Созданное поэтом здание имеет не только зрительные очертания. Оно буквально пронизано, переполнено музыкой. Говоря упрощенно, каждая «архитектурная» или «живописная» деталь строения – подкрепляется и усиливается фонетически мощным, многоголосым, симфоническим звучанием стихов. Зрительный ряд здесь на равных с музыкальным. Отсюда – уравновешенность, гармония стихов. Нет украшательства. Сдержанность, за которой – буря. Собранность, сфокусированность мыслей и чувств. Нет никакой раздражающей дробности. Обобщение доведено до совершенства. И столько света!
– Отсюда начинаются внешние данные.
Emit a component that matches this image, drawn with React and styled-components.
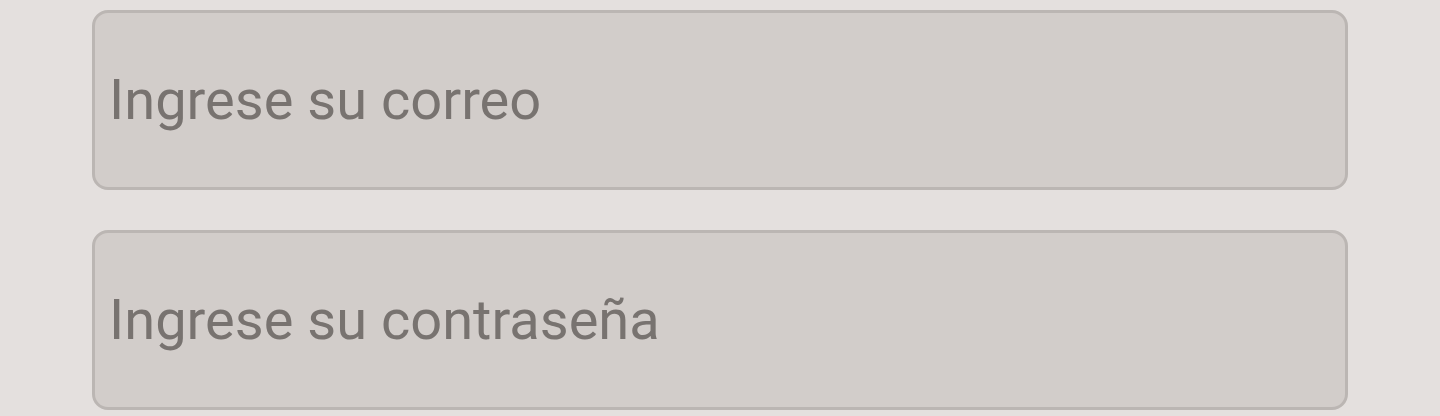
import React from 'react';
import styled, { createGlobalStyle } from 'styled-components';

const GlobalStyle = createGlobalStyle`
  html, body {
    margin: 0;
    padding: 0;
    background: #e4e0de;
    font-family: Roboto, "Noto Sans", Arial, sans-serif;
  }
`;

const Form = styled.form`
  display: flex;
  flex-direction: column;
  gap: 40px;
  padding: 10px 92px;
`;

const Field = styled.input`
  box-sizing: border-box;
  width: 100%;
  height: 180px;
  margin: 0;
  padding: 0 14px;
  border: 3px solid #bbb6b3;
  border-radius: 16px;
  background: #d2cdca;
  font-family: Roboto, sans-serif;
  font-size: 56px;
  color: #787370;
  outline: none;

  &::placeholder {
    color: #787370;
    opacity: 1;
  }
`;

export default function App() {
  return (
    <>
      <GlobalStyle />
      <Form onSubmit={(e) => e.preventDefault()}>
        <Field type="email" placeholder="Ingrese su correo" />
        <Field type="password" placeholder="Ingrese su contraseña" />
      </Form>
    </>
  );
}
В каждой отдельно взятой вещи – свое «золотое сечение», своя ювелирная работа, найденность, выдышанность, выстраданность. Мастерство такого уровня, что совершенно не замечаешь, как, какими средствами это сделано. Не сделано, а записано. И даже не записано – для объяснения такого творческого процесса и слов-то не подберешь. Да и зачем объяснять?
Опять напрашиваются аналогии с чудом. Поэт – творец – вдохнул жизнь в стихотворение. И вот оно живет уже само по себе. Оно по-своему совершенно. Оно – тоже часть бытия.
– Пиши, когда хочется… О, только тогда! Писательство – творчество: живая вода! Пиши от излишка, иначе конвейер, машинная вышивка, узор по канве. Пиши тучей по небу в простор голубой… И лучше, чтоб кто-нибудь писал за тобой…
Нет статичности. Нет этого лжеспасительного самоуспокоения, хозяйского довольства написанным. Нет этого любования строками, как при замедленной съемке: вот смотри, я сделал, теперь и ты оцени, любуйся, сопереживай. Наоборот: увидел? понял ли? – и дальше, словно в полет.
Написанное стихотворение сразу посылает световой луч следующему, подразумевающемуся стихотворению, вызывает его к жизни.
У Шатрова стихи перекликаются, общаются между собой. Знак превращается в звук. Звук оборачивается знаком. Своя здесь сигнальная система, свой телеграф, собственные средства сообщения. От вещи, написанной в конце сороковых, вдруг перебрасывается мостик в шестидесятые, стихотворение середины семидесятых – аукается с написанным в пятидесятые, и так далее.
Сгустки стихов напоминают кристаллические образования – может, и развиваются они по законам минералов? Нет, что-то иное. Пчелиные соты? Трудно сформулировать.